Start of DATA BLOCK

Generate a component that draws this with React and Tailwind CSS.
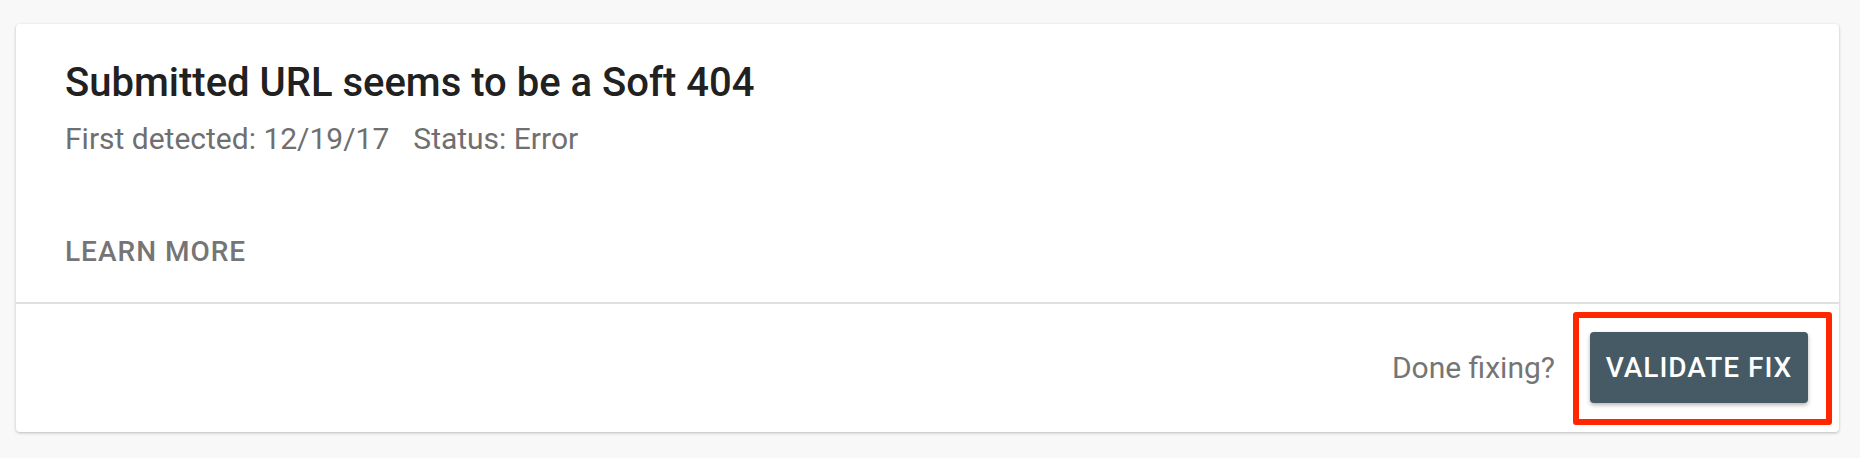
import React from "react";

const App = () => {
  return (
    <div className="min-h-[458px] w-[1860px] bg-[#f8f8f8] pt-[24px] pl-[16px] font-['Roboto',sans-serif]">
      <div className="w-[1823px] rounded-[4px] bg-white shadow-[0_1px_3px_rgba(0,0,0,0.25)]">
        <div className="px-[49px] pt-[35px] pb-[32px]">
          <h2 className="text-[40px] leading-[48px] font-medium text-[#212121]">
            Submitted URL seems to be a Soft 404
          </h2>
          <p className="mt-[14px] text-[30px] leading-[36px] text-[#6f6f6f]">
            <span>First detected: 12/19/17</span>
            <span className="ml-[24px]">Status: Error</span>
          </p>
          <div className="mt-[77px] text-[28px] leading-[36px] font-medium tracking-[1px] text-[#757575]">
            LEARN MORE
          </div>
        </div>
        <div className="h-[2px] bg-[#e0e0e0]" />
        <div className="flex items-center justify-end gap-[35px] pr-[31px] pt-[28px] pb-[29px]">
          <span className="text-[30px] leading-[36px] text-[#757575]">Done fixing?</span>
          <div className="relative">
            <button className="h-[71px] w-[218px] rounded-[4px] bg-[#455a64] text-[28px] font-medium tracking-[1px] text-white shadow-[0_2px_4px_rgba(0,0,0,0.3)]">
              VALIDATE FIX
            </button>
            <div className="pointer-events-none absolute -top-[20px] -left-[17px] -right-[24px] -bottom-[22px] rounded-[3px] border-[6px] border-[#ff2600]" />
          </div>
        </div>
      </div>
    </div>
  );
};

export default App;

End of DATA BLOCK

• WHAT IS REQUIRED: With the pictures left out, transcribe the material exactly.

• RESULT OF THIS TASK:
Generate a component that draws this with React and Tailwind CSS.
import React from "react";

const App = () => {
  return (
    <div className="min-h-[458px] w-[1860px] bg-[#f8f8f8] pt-[24px] pl-[16px] font-['Roboto',sans-serif]">
      <div className="w-[1823px] rounded-[4px] bg-white shadow-[0_1px_3px_rgba(0,0,0,0.25)]">
        <div className="px-[49px] pt-[35px] pb-[32px]">
          <h2 className="text-[40px] leading-[48px] font-medium text-[#212121]">
            Submitted URL seems to be a Soft 404
          </h2>
          <p className="mt-[14px] text-[30px] leading-[36px] text-[#6f6f6f]">
            <span>First detected: 12/19/17</span>
            <span className="ml-[24px]">Status: Error</span>
          </p>
          <div className="mt-[77px] text-[28px] leading-[36px] font-medium tracking-[1px] text-[#757575]">
            LEARN MORE
          </div>
        </div>
        <div className="h-[2px] bg-[#e0e0e0]" />
        <div className="flex items-center justify-end gap-[35px] pr-[31px] pt-[28px] pb-[29px]">
          <span className="text-[30px] leading-[36px] text-[#757575]">Done fixing?</span>
          <div className="relative">
            <button className="h-[71px] w-[218px] rounded-[4px] bg-[#455a64] text-[28px] font-medium tracking-[1px] text-white shadow-[0_2px_4px_rgba(0,0,0,0.3)]">
              VALIDATE FIX
            </button>
            <div className="pointer-events-none absolute -top-[20px] -left-[17px] -right-[24px] -bottom-[22px] rounded-[3px] border-[6px] border-[#ff2600]" />
          </div>
        </div>
      </div>
    </div>
  );
};

export default App;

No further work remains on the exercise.